The game now communicates with the operating system via SDL, which has a growing list of supported systems:

Windows, Mac OS X, Linux, IPhone, the PSP, Syllable, Haiku/BeOS, OpenVMS, WebOS, MorphOS, AmigaOS, and AmigaOS 5.

Building

The game is currently compiled using gcc and mingw but has in the past been compiled with winegcc and visual studios 2008/10.

There is currently no 64bit builds, although you can easily play on a 64bit OS by simply installing 32bit libraries or using the pre-compiled static builds that include the 32 bit libraries into the binary.

Mac is fully supported but only through Wine because there is no other way to cross compile using gcc and access opengl acceleration.

The community is also responsible for a few patches added to Wine that allowed the original directx6 game to run perfectly!

Graphics

Rendering was ported to OpenGL and D3D9.

An OpenGL3 version is also supported with some development efforts being directed towards moving the lighting system and other effects onto the GPU.

Audio

The game now uses OpenAL Soft for cross platform sound API.

Although it's still based on panning and volume control to simulate the 3d environment.

Efforts are in work to soon use OpenAL's built in 3d sound support.

This has many benefits some of which are:

surround sound, doppler effect, and better environmental effects (such as being submerged in water).

Networking

ProjectX was ported to a custom, peer-to-peer library written on top of Enet.

Routers / Firewalls

The game always has been and will most likely always be peer-to-peer.

This has the side affect that players must forward/open their game port (default: 2300 UDP) to their gaming machine. Multiple computers are supported by forwarding a different port for each one.

This wasn't needed back in 1998 because nobody had routers and most people were directly connected to the internet using 56k modems without any firewall! Today however internet providers generally embed a router right into their modems. But majority of these users have no idea that they even have one much less how to configure them! There is also those that may be in a public access location such as a hotel or coffee shop. Hence this is basically the only issue players have with setting up the game. Today we are actually in a period of migration to ipv6 which will remove the need for NAT effectively fixing the problem. This is not a bug in the game but more a bug in the player / industry.

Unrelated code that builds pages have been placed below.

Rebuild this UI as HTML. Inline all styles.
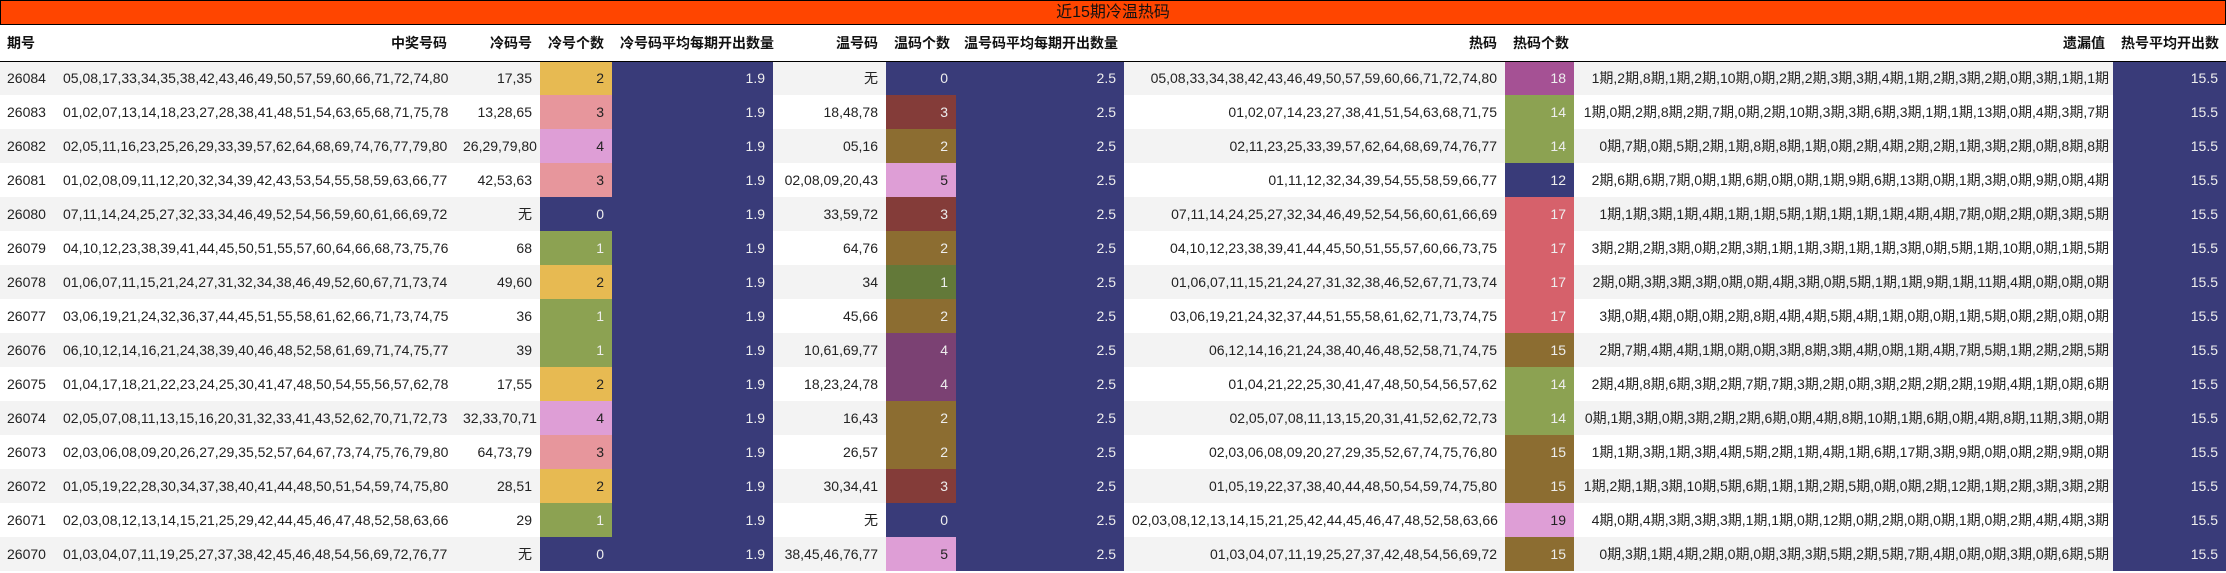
<!DOCTYPE html>
<html><head><meta charset="utf-8"><style>
*{margin:0;padding:0;box-sizing:border-box}
body{width:2226px;height:573px;background:#fff;font-family:"Liberation Sans","Noto Sans CJK SC",sans-serif;font-size:14px;color:#222;overflow:hidden}
.title{height:25px;background:#ff4500;border:1px solid #000;text-align:center;font-size:16px;line-height:23px;color:#111}
table{border-collapse:collapse;table-layout:fixed;width:2226px}
td,th{white-space:nowrap;text-align:right;padding:0 8px;overflow:visible;height:34px}
th{height:36px;font-weight:bold;border-bottom:1px solid #000;color:#111}
th.l,td.l{text-align:left;padding-left:7px}
tr:nth-child(even) td{background:#f3f3f3}
td.w{color:#eee}
.y{background:#e7ba52!important}.p{background:#e7969c!important}.pl{background:#de9ed6!important}
.g{background:#8ca252!important;color:#eee}.n{background:#393b79!important;color:#eee}
.r{background:#843c39!important;color:#eee}.b{background:#8c6d31!important;color:#eee}
.m{background:#7b4173!important;color:#eee}.dg{background:#637939!important;color:#eee}
.mg{background:#a55194!important;color:#eee}.rd{background:#d6616b!important;color:#eee}
.ym{padding:0 4px}
</style></head><body>
<div class="title">近15期冷温热码</div>
<table>
<colgroup><col style="width:55px"><col style="width:400px"><col style="width:85px"><col style="width:72px"><col style="width:161px"><col style="width:113px"><col style="width:70px"><col style="width:168px"><col style="width:381px"><col style="width:69px"><col style="width:539px"><col style="width:113px"></colgroup>
<tr><th class="l">期号</th><th>中奖号码</th><th>冷码号</th><th>冷号个数</th><th>冷号码平均每期开出数量</th><th>温号码</th><th>温码个数</th><th>温号码平均每期开出数量</th><th>热码</th><th>热码个数</th><th>遗漏值</th><th>热号平均开出数</th></tr>
<tr><td class="l">26084</td><td>05,08,17,33,34,35,38,42,43,46,49,50,57,59,60,66,71,72,74,80</td><td>17,35</td><td class="y">2</td><td class="n">1.9</td><td>无</td><td class="n">0</td><td class="n">2.5</td><td>05,08,33,34,38,42,43,46,49,50,57,59,60,66,71,72,74,80</td><td class="mg">18</td><td class="ym">1期,2期,8期,1期,2期,10期,0期,2期,2期,3期,3期,4期,1期,2期,3期,2期,0期,3期,1期,1期</td><td class="n">15.5</td></tr>
<tr><td class="l">26083</td><td>01,02,07,13,14,18,23,27,28,38,41,48,51,54,63,65,68,71,75,78</td><td>13,28,65</td><td class="p">3</td><td class="n">1.9</td><td>18,48,78</td><td class="r">3</td><td class="n">2.5</td><td>01,02,07,14,23,27,38,41,51,54,63,68,71,75</td><td class="g">14</td><td class="ym">1期,0期,2期,8期,2期,7期,0期,2期,10期,3期,3期,6期,3期,1期,1期,13期,0期,4期,3期,7期</td><td class="n">15.5</td></tr>
<tr><td class="l">26082</td><td>02,05,11,16,23,25,26,29,33,39,57,62,64,68,69,74,76,77,79,80</td><td>26,29,79,80</td><td class="pl">4</td><td class="n">1.9</td><td>05,16</td><td class="b">2</td><td class="n">2.5</td><td>02,11,23,25,33,39,57,62,64,68,69,74,76,77</td><td class="g">14</td><td class="ym">0期,7期,0期,5期,2期,1期,8期,8期,1期,0期,2期,4期,2期,2期,1期,3期,2期,0期,8期,8期</td><td class="n">15.5</td></tr>
<tr><td class="l">26081</td><td>01,02,08,09,11,12,20,32,34,39,42,43,53,54,55,58,59,63,66,77</td><td>42,53,63</td><td class="p">3</td><td class="n">1.9</td><td>02,08,09,20,43</td><td class="pl">5</td><td class="n">2.5</td><td>01,11,12,32,34,39,54,55,58,59,66,77</td><td class="n">12</td><td class="ym">2期,6期,6期,7期,0期,1期,6期,0期,0期,1期,9期,6期,13期,0期,1期,3期,0期,9期,0期,4期</td><td class="n">15.5</td></tr>
<tr><td class="l">26080</td><td>07,11,14,24,25,27,32,33,34,46,49,52,54,56,59,60,61,66,69,72</td><td>无</td><td class="n">0</td><td class="n">1.9</td><td>33,59,72</td><td class="r">3</td><td class="n">2.5</td><td>07,11,14,24,25,27,32,34,46,49,52,54,56,60,61,66,69</td><td class="rd">17</td><td class="ym">1期,1期,3期,1期,4期,1期,1期,5期,1期,1期,1期,1期,4期,4期,7期,0期,2期,0期,3期,5期</td><td class="n">15.5</td></tr>
<tr><td class="l">26079</td><td>04,10,12,23,38,39,41,44,45,50,51,55,57,60,64,66,68,73,75,76</td><td>68</td><td class="g">1</td><td class="n">1.9</td><td>64,76</td><td class="b">2</td><td class="n">2.5</td><td>04,10,12,23,38,39,41,44,45,50,51,55,57,60,66,73,75</td><td class="rd">17</td><td class="ym">3期,2期,2期,3期,0期,2期,3期,1期,1期,3期,1期,1期,3期,0期,5期,1期,10期,0期,1期,5期</td><td class="n">15.5</td></tr>
<tr><td class="l">26078</td><td>01,06,07,11,15,21,24,27,31,32,34,38,46,49,52,60,67,71,73,74</td><td>49,60</td><td class="y">2</td><td class="n">1.9</td><td>34</td><td class="dg">1</td><td class="n">2.5</td><td>01,06,07,11,15,21,24,27,31,32,38,46,52,67,71,73,74</td><td class="rd">17</td><td class="ym">2期,0期,3期,3期,3期,0期,0期,4期,3期,0期,5期,1期,1期,9期,1期,11期,4期,0期,0期,0期</td><td class="n">15.5</td></tr>
<tr><td class="l">26077</td><td>03,06,19,21,24,32,36,37,44,45,51,55,58,61,62,66,71,73,74,75</td><td>36</td><td class="g">1</td><td class="n">1.9</td><td>45,66</td><td class="b">2</td><td class="n">2.5</td><td>03,06,19,21,24,32,37,44,51,55,58,61,62,71,73,74,75</td><td class="rd">17</td><td class="ym">3期,0期,4期,0期,0期,2期,8期,4期,4期,5期,4期,1期,0期,0期,1期,5期,0期,2期,0期,0期</td><td class="n">15.5</td></tr>
<tr><td class="l">26076</td><td>06,10,12,14,16,21,24,38,39,40,46,48,52,58,61,69,71,74,75,77</td><td>39</td><td class="g">1</td><td class="n">1.9</td><td>10,61,69,77</td><td class="m">4</td><td class="n">2.5</td><td>06,12,14,16,21,24,38,40,46,48,52,58,71,74,75</td><td class="b">15</td><td class="ym">2期,7期,4期,4期,1期,0期,0期,3期,8期,3期,4期,0期,1期,4期,7期,5期,1期,2期,2期,5期</td><td class="n">15.5</td></tr>
<tr><td class="l">26075</td><td>01,04,17,18,21,22,23,24,25,30,41,47,48,50,54,55,56,57,62,78</td><td>17,55</td><td class="y">2</td><td class="n">1.9</td><td>18,23,24,78</td><td class="m">4</td><td class="n">2.5</td><td>01,04,21,22,25,30,41,47,48,50,54,56,57,62</td><td class="g">14</td><td class="ym">2期,4期,8期,6期,3期,2期,7期,7期,3期,2期,0期,3期,2期,2期,2期,19期,4期,1期,0期,6期</td><td class="n">15.5</td></tr>
<tr><td class="l">26074</td><td>02,05,07,08,11,13,15,16,20,31,32,33,41,43,52,62,70,71,72,73</td><td>32,33,70,71</td><td class="pl">4</td><td class="n">1.9</td><td>16,43</td><td class="b">2</td><td class="n">2.5</td><td>02,05,07,08,11,13,15,20,31,41,52,62,72,73</td><td class="g">14</td><td class="ym">0期,1期,3期,0期,3期,2期,2期,6期,0期,4期,8期,10期,1期,6期,0期,4期,8期,11期,3期,0期</td><td class="n">15.5</td></tr>
<tr><td class="l">26073</td><td>02,03,06,08,09,20,26,27,29,35,52,57,64,67,73,74,75,76,79,80</td><td>64,73,79</td><td class="p">3</td><td class="n">1.9</td><td>26,57</td><td class="b">2</td><td class="n">2.5</td><td>02,03,06,08,09,20,27,29,35,52,67,74,75,76,80</td><td class="b">15</td><td class="ym">1期,1期,3期,1期,3期,4期,5期,2期,1期,4期,1期,6期,17期,3期,9期,0期,0期,2期,9期,0期</td><td class="n">15.5</td></tr>
<tr><td class="l">26072</td><td>01,05,19,22,28,30,34,37,38,40,41,44,48,50,51,54,59,74,75,80</td><td>28,51</td><td class="y">2</td><td class="n">1.9</td><td>30,34,41</td><td class="r">3</td><td class="n">2.5</td><td>01,05,19,22,37,38,40,44,48,50,54,59,74,75,80</td><td class="b">15</td><td class="ym">1期,2期,1期,3期,10期,5期,6期,1期,1期,2期,5期,0期,0期,2期,12期,1期,2期,3期,3期,2期</td><td class="n">15.5</td></tr>
<tr><td class="l">26071</td><td>02,03,08,12,13,14,15,21,25,29,42,44,45,46,47,48,52,58,63,66</td><td>29</td><td class="g">1</td><td class="n">1.9</td><td>无</td><td class="n">0</td><td class="n">2.5</td><td>02,03,08,12,13,14,15,21,25,42,44,45,46,47,48,52,58,63,66</td><td class="pl">19</td><td class="ym">4期,0期,4期,3期,3期,3期,1期,1期,0期,12期,0期,2期,0期,0期,1期,0期,2期,4期,4期,3期</td><td class="n">15.5</td></tr>
<tr><td class="l">26070</td><td>01,03,04,07,11,19,25,27,37,38,42,45,46,48,54,56,69,72,76,77</td><td>无</td><td class="n">0</td><td class="n">1.9</td><td>38,45,46,76,77</td><td class="pl">5</td><td class="n">2.5</td><td>01,03,04,07,11,19,25,27,37,42,48,54,56,69,72</td><td class="b">15</td><td class="ym">0期,3期,1期,4期,2期,0期,0期,3期,3期,5期,2期,5期,7期,4期,0期,0期,3期,0期,6期,5期</td><td class="n">15.5</td></tr>
</table>
</body></html>
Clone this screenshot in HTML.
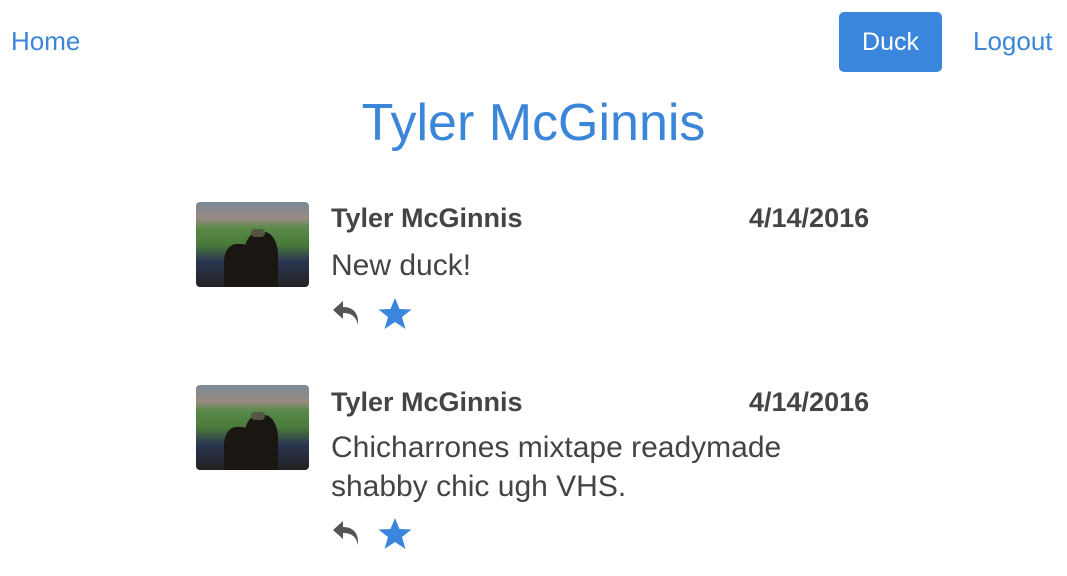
<!DOCTYPE html>
<html><head><meta charset="utf-8"><style>
body{margin:0;width:1067px;height:576px;background:#fff;font-family:"Liberation Sans",sans-serif;position:relative;overflow:hidden}
.a{position:absolute}
.nav{color:#3b86d8;font-size:26px}
.btn{left:839px;top:12px;width:103px;height:60px;background:#3b86dd;border-radius:5px;color:#fff;font-size:25px;line-height:60px;text-align:center}
.title{left:0;width:1067px;text-align:center;top:93px;font-size:52px;color:#3b86d8}
.img{width:113px;height:85px;border-radius:4px;overflow:hidden;background:linear-gradient(180deg,#7a8a95 0%,#9a8a80 20%,#5a8a4a 30%,#4a7a3a 50%,#2a3550 70%,#222 100%)}
.img .p{position:absolute;background:#1a1612;border-radius:40% 40% 0 0}
.name{font-size:27px;font-weight:bold;color:#444}
.txt{font-size:30px;color:#444;line-height:39px}
</style></head><body>
<div class="a nav" style="left:11px;top:26px">Home</div>
<div class="a btn">Duck</div>
<div class="a nav" style="left:973px;top:26px">Logout</div>
<div class="a title">Tyler McGinnis</div>

<div class="a img" style="left:196px;top:202px"><div class="p" style="left:28px;top:42px;width:30px;height:45px"></div><div class="p" style="left:48px;top:30px;width:34px;height:57px"></div><div class="a" style="left:55px;top:27px;width:14px;height:8px;background:#554;border-radius:4px"></div></div>
<div class="a name" style="left:331px;top:203px">Tyler McGinnis</div>
<div class="a name" style="left:749px;top:203px">4/14/2016</div>
<div class="a txt" style="left:331px;top:246px">New duck!</div>
<svg class="a" style="left:331px;top:299px" width="32" height="30" viewBox="0 0 32 30"><path d="M12 2 L2 11 L12 20 L12 14 C20 14 25 17 27 26 C28 14 22 8 12 8 Z" fill="#555"/></svg>
<svg class="a" style="left:377px;top:297px" width="36" height="34" viewBox="0 0 36 34"><path d="M18 1 L22.5 12 L34.5 12.5 L25 20 L28.5 32 L18 25 L7.5 32 L11 20 L1.5 12.5 L13.5 12 Z" fill="#3b86dd"/></svg>

<div class="a img" style="left:196px;top:385px"><div class="p" style="left:28px;top:42px;width:30px;height:45px"></div><div class="p" style="left:48px;top:30px;width:34px;height:57px"></div><div class="a" style="left:55px;top:27px;width:14px;height:8px;background:#554;border-radius:4px"></div></div>
<div class="a name" style="left:331px;top:387px">Tyler McGinnis</div>
<div class="a name" style="left:749px;top:387px">4/14/2016</div>
<div class="a txt" style="left:331px;top:428px">Chicharrones mixtape readymade<br>shabby chic ugh VHS.</div>
<svg class="a" style="left:331px;top:519px" width="32" height="30" viewBox="0 0 32 30"><path d="M12 2 L2 11 L12 20 L12 14 C20 14 25 17 27 26 C28 14 22 8 12 8 Z" fill="#555"/></svg>
<svg class="a" style="left:377px;top:517px" width="36" height="34" viewBox="0 0 36 34"><path d="M18 1 L22.5 12 L34.5 12.5 L25 20 L28.5 32 L18 25 L7.5 32 L11 20 L1.5 12.5 L13.5 12 Z" fill="#3b86dd"/></svg>
</body></html>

One of the features designed into the game is the first player to join a game does NOT require their port to be forwarded. This is because players connect to the host just like you connect to web sites and because *existing players connect to new players* in the exact same way. Thus the first player to join a game never requires someone to connect to them. Obviously though if you leave the game you won't have much success getting back in and everyone has to work together so that you join first.

Until that time we are looking into having the host support proxying of players. Although this has the downside of increasing the latency and bandwidth it will in the short term make the game more inviting. Support for upnp and other protocols are also being looked into which allows the game to talk to the router to temporarly negotiate a port on the fly.

Bots / AI

There has been some work done on making some better bots. This is still in development though. An interesting idea is to support pitting bot programs written by users against each other and other human players. Much like c-robots and it's descendants.

Level Editor

See PX Blender.

ProjectX Ruby

Prototype using Ruby which supports 6dof movement, networked multiplayer, chat, score, shooting, physics, forsaken/descent levels in 1500 lines of code!

Demo

ProjectX WebGL (html5)

Prototype using WebGL (3d rendering for the web).

Supports 6dof movement, networked multiplayer, and physics in Forsaken's Ship level and ability to tweak various rendering options.

Including editing vertex/fragement shaders in real time!

Demos

ProjectX Blender

Prototype using Blender Game Engine.

Currently supports loading Forsaken's Ship level and 6dof movement using no custom written code!

Pending loaders/exporters for forsaken/descent formats will allow sharing of models/levels between the games.

Eventually will be a level editor and modeller.

Videos

6dof Engine

Developed in c/lua by Lion to incorporate 6dof movement and ability to load forsaken/descent levels.